--- TASK DETAILS ---
Write the listing below out again exactly, dropping the images.

-- Start SUPPLIED INFORMATION --

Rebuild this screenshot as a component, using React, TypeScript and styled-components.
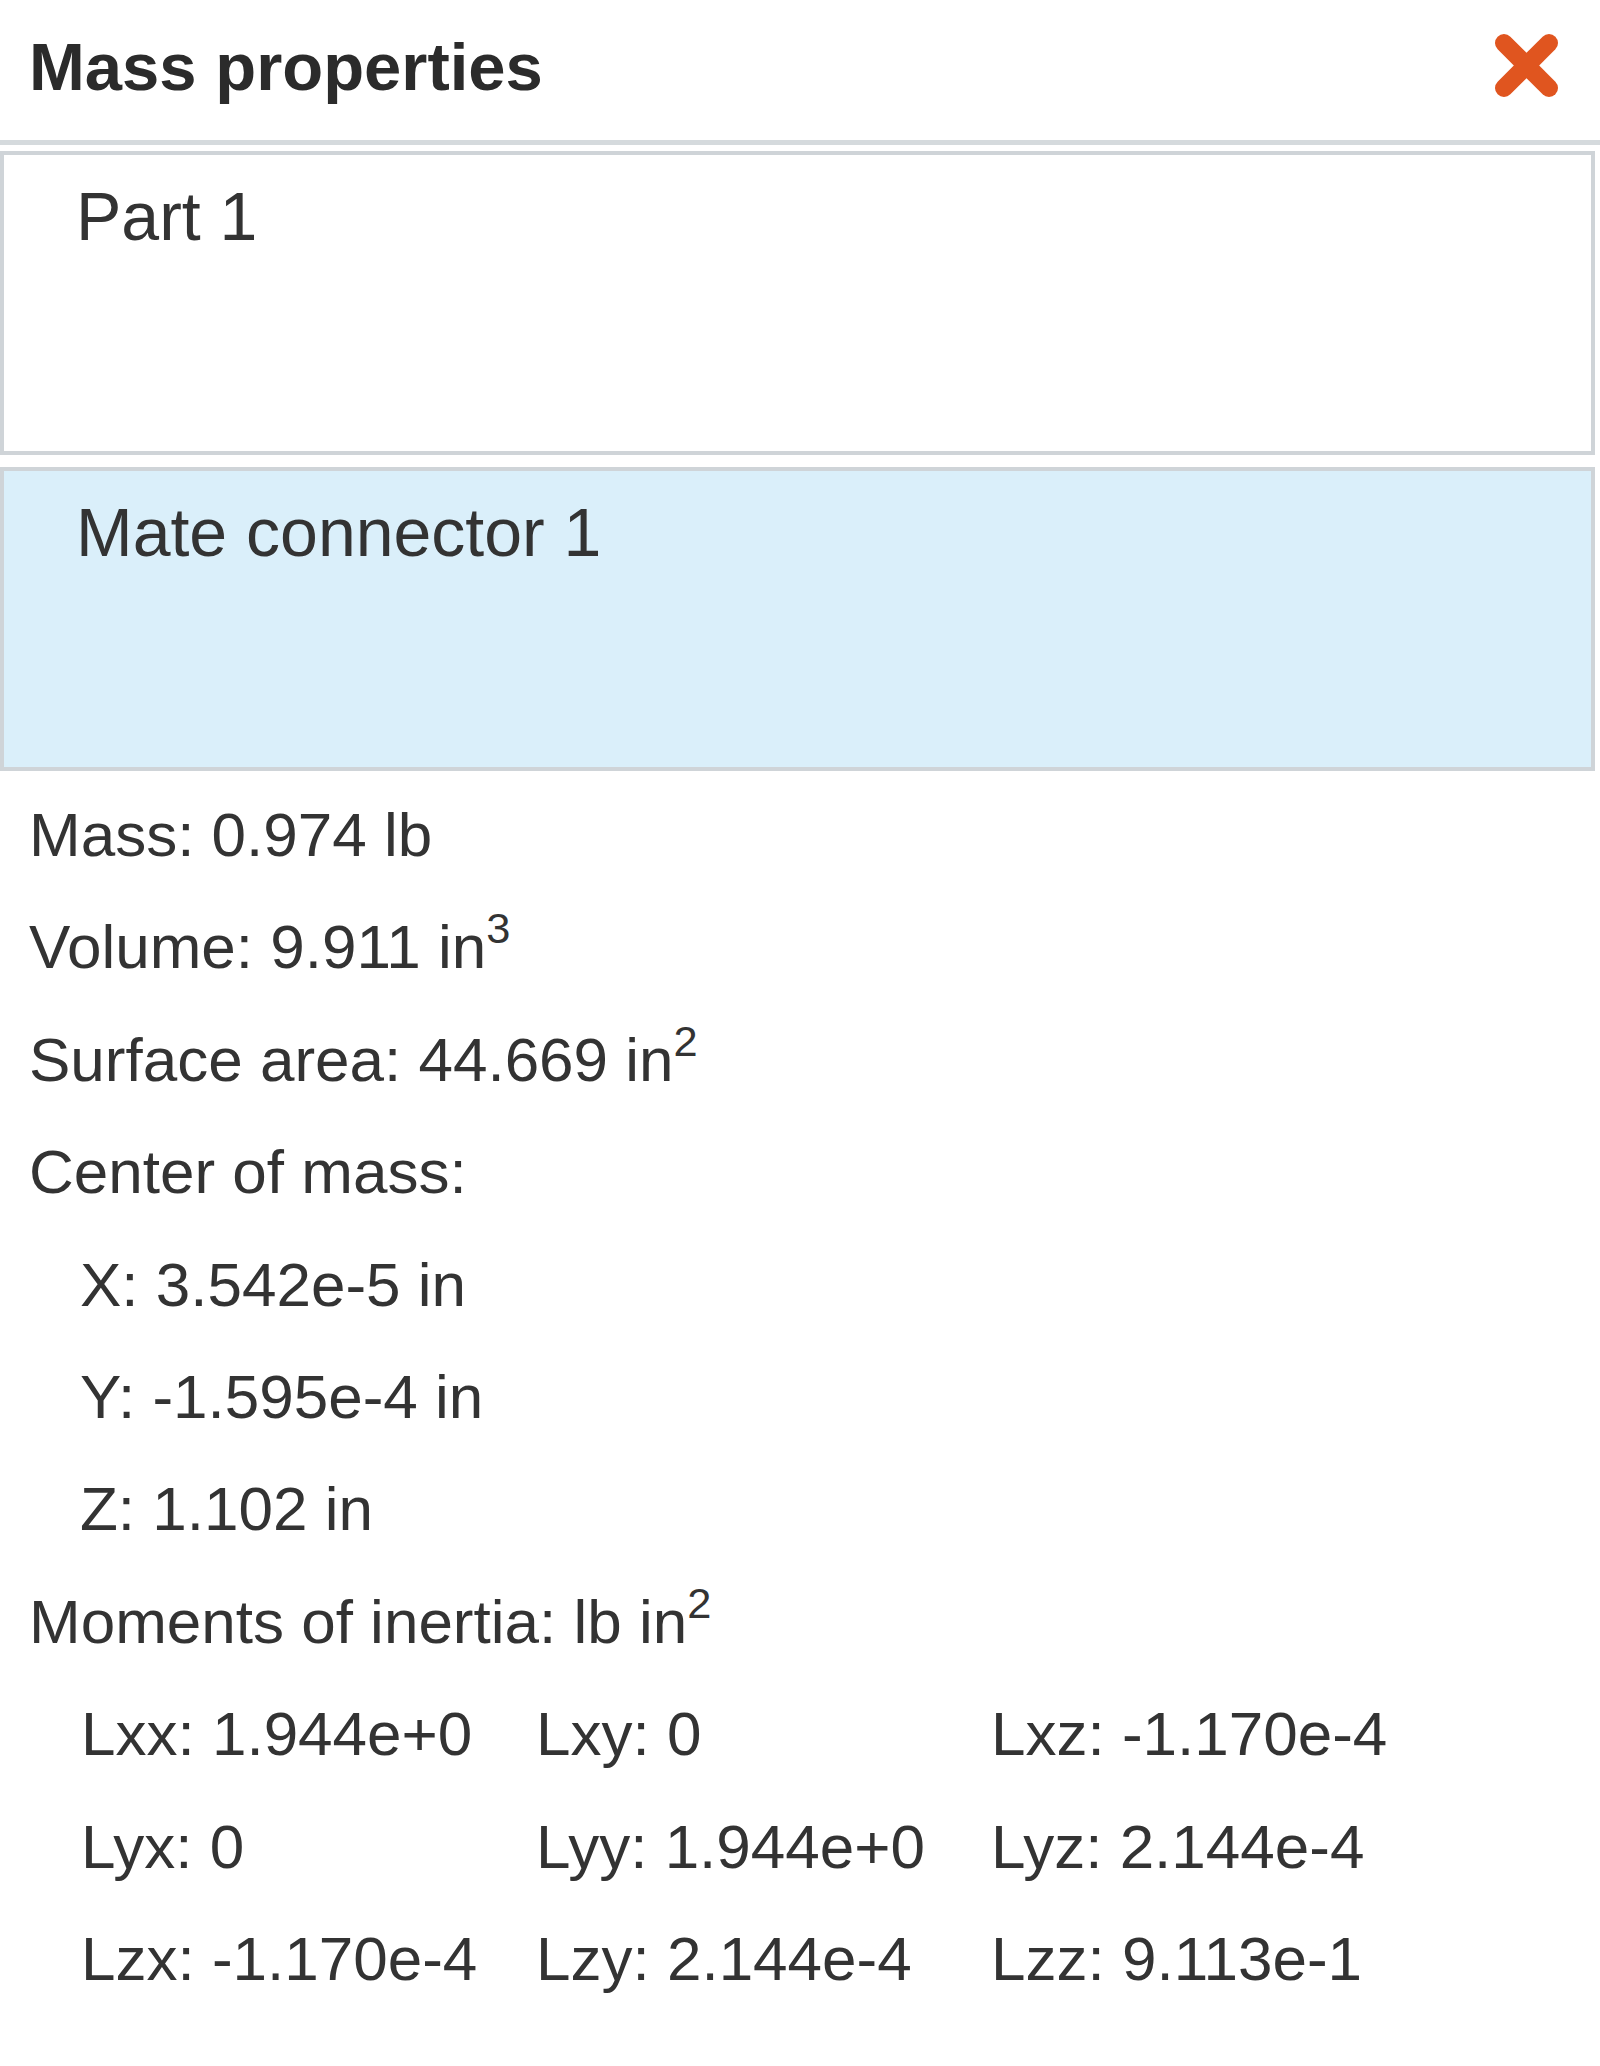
import React from 'react';
import styled, { createGlobalStyle } from 'styled-components';

const Global = createGlobalStyle`
  html, body { margin: 0; padding: 0; background: #ffffff; }
  body { font-family: "Liberation Sans", Arial, sans-serif; color: #333333; }
`;

const Panel = styled.div`
  width: 1600px;
  display: flex;
  flex-direction: column;
`;

const Header = styled.header`
  height: 140px;
  display: flex;
  justify-content: space-between;
  align-items: flex-start;
  padding: 0 40px 0 29px;
  border-bottom: 5px solid #d5dadd;
`;

const Title = styled.h1`
  margin: 33px 0 0;
  font-size: 67px;
  line-height: 67px;
  font-weight: 700;
  color: #2b2b2b;
`;

const CloseButton = styled.button`
  margin-top: 32px;
  width: 67px;
  height: 67px;
  padding: 0;
  border: 0;
  background: none;
  display: block;
  cursor: pointer;
`;

const ItemList = styled.div`
  display: flex;
  flex-direction: column;
  gap: 12px;
  margin-top: 6px;
  padding-right: 5px;
`;

const Item = styled.div<{ $selected?: boolean }>`
  height: 304px;
  box-sizing: border-box;
  border: 4px solid #cfd4d8;
  background: ${(p) => (p.$selected ? '#daeffa' : '#ffffff')};
  padding: 21px 0 0 72px;
  font-size: 68px;
  line-height: 1.2;
  color: #333333;
`;

const Props = styled.div`
  margin-top: 8px;
  display: flex;
  flex-direction: column;
`;

const Row = styled.div<{ $indent?: boolean }>`
  font-size: 62px;
  line-height: 112.4px;
  padding-left: ${(p) => (p.$indent ? '80px' : '29px')};
  white-space: nowrap;
  color: #333333;
`;

const Sup = styled.sup`
  font-size: 0.7em;
  line-height: 0;
  vertical-align: 25px;
`;

const InertiaGrid = styled.div`
  display: grid;
  grid-template-columns: repeat(3, 455px);
  padding-left: 81px;
`;

const Cell = styled.div`
  font-size: 62px;
  line-height: 112.4px;
  white-space: nowrap;
  color: #333333;
`;

const CloseIcon = () => (
  <svg width="67" height="67" viewBox="0 0 67 67">
    <g stroke="#e0551f" strokeWidth="18" strokeLinecap="round">
      <line x1="11" y1="11" x2="56" y2="56" />
      <line x1="56" y1="11" x2="11" y2="56" />
    </g>
  </svg>
);

const inertia = [
  'Lxx: 1.944e+0', 'Lxy: 0', 'Lxz: -1.170e-4',
  'Lyx: 0', 'Lyy: 1.944e+0', 'Lyz: 2.144e-4',
  'Lzx: -1.170e-4', 'Lzy: 2.144e-4', 'Lzz: 9.113e-1',
];

export default function App() {
  return (
    <>
      <Global />
      <Panel>
        <Header>
          <Title>Mass properties</Title>
          <CloseButton aria-label="Close">
            <CloseIcon />
          </CloseButton>
        </Header>
        <ItemList>
          <Item>Part 1</Item>
          <Item $selected>Mate connector 1</Item>
        </ItemList>
        <Props>
          <Row>Mass: 0.974 lb</Row>
          <Row>Volume: 9.911 in<Sup>3</Sup></Row>
          <Row>Surface area: 44.669 in<Sup>2</Sup></Row>
          <Row>Center of mass:</Row>
          <Row $indent>X: 3.542e-5 in</Row>
          <Row $indent>Y: -1.595e-4 in</Row>
          <Row $indent>Z: 1.102 in</Row>
          <Row>Moments of inertia: lb in<Sup>2</Sup></Row>
          <InertiaGrid>
            {inertia.map((t) => (
              <Cell key={t}>{t}</Cell>
            ))}
          </InertiaGrid>
        </Props>
      </Panel>
    </>
  );
}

-- End SUPPLIED INFORMATION --

--- OUTPUT ---
Rebuild this screenshot as a component, using React, TypeScript and styled-components.
import React from 'react';
import styled, { createGlobalStyle } from 'styled-components';

const Global = createGlobalStyle`
  html, body { margin: 0; padding: 0; background: #ffffff; }
  body { font-family: "Liberation Sans", Arial, sans-serif; color: #333333; }
`;

const Panel = styled.div`
  width: 1600px;
  display: flex;
  flex-direction: column;
`;

const Header = styled.header`
  height: 140px;
  display: flex;
  justify-content: space-between;
  align-items: flex-start;
  padding: 0 40px 0 29px;
  border-bottom: 5px solid #d5dadd;
`;

const Title = styled.h1`
  margin: 33px 0 0;
  font-size: 67px;
  line-height: 67px;
  font-weight: 700;
  color: #2b2b2b;
`;

const CloseButton = styled.button`
  margin-top: 32px;
  width: 67px;
  height: 67px;
  padding: 0;
  border: 0;
  background: none;
  display: block;
  cursor: pointer;
`;

const ItemList = styled.div`
  display: flex;
  flex-direction: column;
  gap: 12px;
  margin-top: 6px;
  padding-right: 5px;
`;

const Item = styled.div<{ $selected?: boolean }>`
  height: 304px;
  box-sizing: border-box;
  border: 4px solid #cfd4d8;
  background: ${(p) => (p.$selected ? '#daeffa' : '#ffffff')};
  padding: 21px 0 0 72px;
  font-size: 68px;
  line-height: 1.2;
  color: #333333;
`;

const Props = styled.div`
  margin-top: 8px;
  display: flex;
  flex-direction: column;
`;

const Row = styled.div<{ $indent?: boolean }>`
  font-size: 62px;
  line-height: 112.4px;
  padding-left: ${(p) => (p.$indent ? '80px' : '29px')};
  white-space: nowrap;
  color: #333333;
`;

const Sup = styled.sup`
  font-size: 0.7em;
  line-height: 0;
  vertical-align: 25px;
`;

const InertiaGrid = styled.div`
  display: grid;
  grid-template-columns: repeat(3, 455px);
  padding-left: 81px;
`;

const Cell = styled.div`
  font-size: 62px;
  line-height: 112.4px;
  white-space: nowrap;
  color: #333333;
`;

const CloseIcon = () => (
  <svg width="67" height="67" viewBox="0 0 67 67">
    <g stroke="#e0551f" strokeWidth="18" strokeLinecap="round">
      <line x1="11" y1="11" x2="56" y2="56" />
      <line x1="56" y1="11" x2="11" y2="56" />
    </g>
  </svg>
);

const inertia = [
  'Lxx: 1.944e+0', 'Lxy: 0', 'Lxz: -1.170e-4',
  'Lyx: 0', 'Lyy: 1.944e+0', 'Lyz: 2.144e-4',
  'Lzx: -1.170e-4', 'Lzy: 2.144e-4', 'Lzz: 9.113e-1',
];

export default function App() {
  return (
    <>
      <Global />
      <Panel>
        <Header>
          <Title>Mass properties</Title>
          <CloseButton aria-label="Close">
            <CloseIcon />
          </CloseButton>
        </Header>
        <ItemList>
          <Item>Part 1</Item>
          <Item $selected>Mate connector 1</Item>
        </ItemList>
        <Props>
          <Row>Mass: 0.974 lb</Row>
          <Row>Volume: 9.911 in<Sup>3</Sup></Row>
          <Row>Surface area: 44.669 in<Sup>2</Sup></Row>
          <Row>Center of mass:</Row>
          <Row $indent>X: 3.542e-5 in</Row>
          <Row $indent>Y: -1.595e-4 in</Row>
          <Row $indent>Z: 1.102 in</Row>
          <Row>Moments of inertia: lb in<Sup>2</Sup></Row>
          <InertiaGrid>
            {inertia.map((t) => (
              <Cell key={t}>{t}</Cell>
            ))}
          </InertiaGrid>
        </Props>
      </Panel>
    </>
  );
}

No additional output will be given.